Constructs of democracy vary, however the common sentiment of these theoretical constructs identify the central tenet of democracy as being an arrangement which allows decision making for the common good by people elected by the majority to do so.[2] This is referred to by Dworkin as the Majoritarian premise, which emphasizes the idea that decisions should be taken by the majority or a plurality of citizens.[3] The extent to which faith schools are compatible with democracy depends on how this common good is constructed. To state this simply, the Majoritarian premise is based on the idea that the majority favours or would favour the decision with all the relevant information available and understood thereby. It stands to reason that in order to determine if these schools are compatible with democracy that these schools are for the common good or are favourable in terms of the needs of the majority.

Legal Context of Faith Schools
The legitimacy of faith schools within society from a legal perspective is important to understand in order to determine the compatibility of these schools with a construct of democracy. The present status of faith schools stems from the Education Act 1944 which afforded faith schools a certain degree of autonomy within the education system, provided that the church authorities contributed financially to their schools.[4] In the years since the promulgation of this Act, the role of the church in society has declined significantly, with a simultaneous introduction of a variety of faiths in society and increasing secularism being broadly embraced. With the introduction of the School Standards and Framework Act 1998, a measure of equality was given to religious minorities in the schooling system ensuring that faith schools now operated across a broader range of religious denominations.
Despite the roots of faith schools in the legislative provisions of the U.K, faiths schools also recently enjoy status under international human rights conventions and the Human Rights Act 1998 (HRA), which ensures religious freedoms.[5] This right contained in the HRA ensures that the individual has the right to manifest his religion and arguably, faith schools form a part of this manifestation. A limitation of this right is allowed where “such limitations as are prescribed by law and are necessary in a democratic society in the interests of public safety, for the protection of public order, health or morals, or for the protection of the rights and freedoms of others.”[6] It stands to reason therefore, by virtue of a simplistic analogy, that the disallowance of faith schools would only occur if it is necessary in a democratic society. This brings relevance to the current discussion which considers the construct of democracy, albeit briefly and superficially in light of the extent of the issues regarding the matter. An example of a restriction on the manifestation of this right is seen in R v Secretary of State[7] where the House of Lords refused an application to allow corporal punishment in a faith school as a manifestation of the Article 9 right as it infringed on the purposes of child protection legislation, as it was found to be contrary to the best interests of the child.

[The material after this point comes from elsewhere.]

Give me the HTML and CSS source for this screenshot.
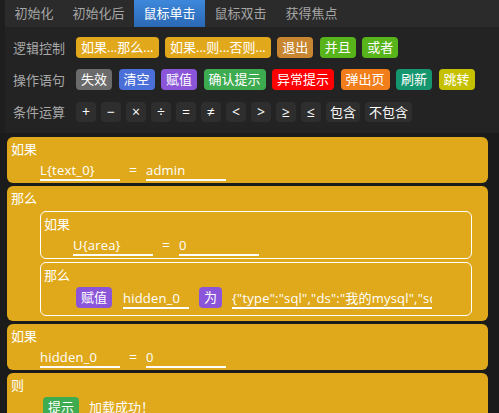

Arguably therefore, faith schools are a manifestation of this right to religion under the HRA, as well as drawing legitimacy from the Education Act. As these schools do not operate under an unlawful purpose and are not contrary to the interests of public safety, public order, health or morals, or any other rights and freedoms, they do not merit abolition in the eyes of the law. It is well-known however, that law, morality and justice are distinct concepts and therefore the compatibility of these schools with the legal system does not necessarily mean that it is compatible with philosophical constructs of democracy.
The Construct of Democracy
The construct of democracy that is being used as a means of analysis is that which identifies the common good or favour of the majority as being central to the process of democracy. Schumpter defines this as “the democratic method is that institutional arrangement for arriving at political decisions which realizes the common good by making the people itself decide issues through the election of individuals who are to assemble in order to carry out its will.”[8] Whilst Dworkin couches the construct similarly, yet in different terms as the majoritarian premise which “is a thesis about the fair outcomes of the political process: it insists that political procedures should be designed so that, at least on important matters, the decision that is reached is the decision that the majority or plurality of citizens favour.”[9] Although these definitions are framed differently in terms, essentially they are based on a similar premise of decisions by the people, for the people. The question however to be determined with regards to this premise, is how the common good is determined. This becomes more problematic with the recent emphasis of the importance of human rights within this political framework as arguably these are diametrically opposed to the idea of democracy, as they ensure the protection of minorities within a country, despite the public opinion or opinion of the majority.[10]
One can argue that Dworkin’s definition of the majoritarian premise takes account of this as the decisions made by the majority are those which would be favoured “if it had adequate information and enough time for reflection,”[11] although Schumpter argues that collective logic will never be unified despite any number of logical argument proposed for the acceptance thereof. Accordingly, Dworkin rejects the idea that the majoritarian premise requires that the community defer to the majorities view on how individual rights are to be respected and enforced. In doing so, it majoritarian premise presupposes that the concept of majority rule is always unfair where the majority are allowed to dictate the collective rights of their community. Schumpter notes this difficulty similarly by stating that there is no uniquely determined common good as invariably people will always want different things.[12] The progression therefore is that perhaps the needs of democracy demands that a majoritarian approach be taken to the construction of the government, however that a constitutional conception of decision making be adopted rather than one of majority rule. This constitutional conception is where collective decisions are made to treat all citizens with equal respect and concern, with this conception declared to be the essence of democracy rather than a cause of moral regret, i.e. that the majority does not dictate the decision making according to the needs of the majority exclusively. Accordingly, both Schumpter and Dworkin recognize the inherent problems within classical conceptions of democracy as being one that recognizes a foundational principle of majority rule and in doing so, democracy introduces an element of political morality. One can argue that the introduction of human rights into mainstream jurisprudence is a codified and measurable statement of these political morals. The compatibility of faith schools with democracy therefore is one which must be consistent with the common good taking into consideration ideals of political morality. Arguably therefore, the consistency of faith schools with democracy is one which must ensure legitimacy of these institutions within the legal framework of the country taking into considerations the fundamental rights and freedoms that it is designed to protect.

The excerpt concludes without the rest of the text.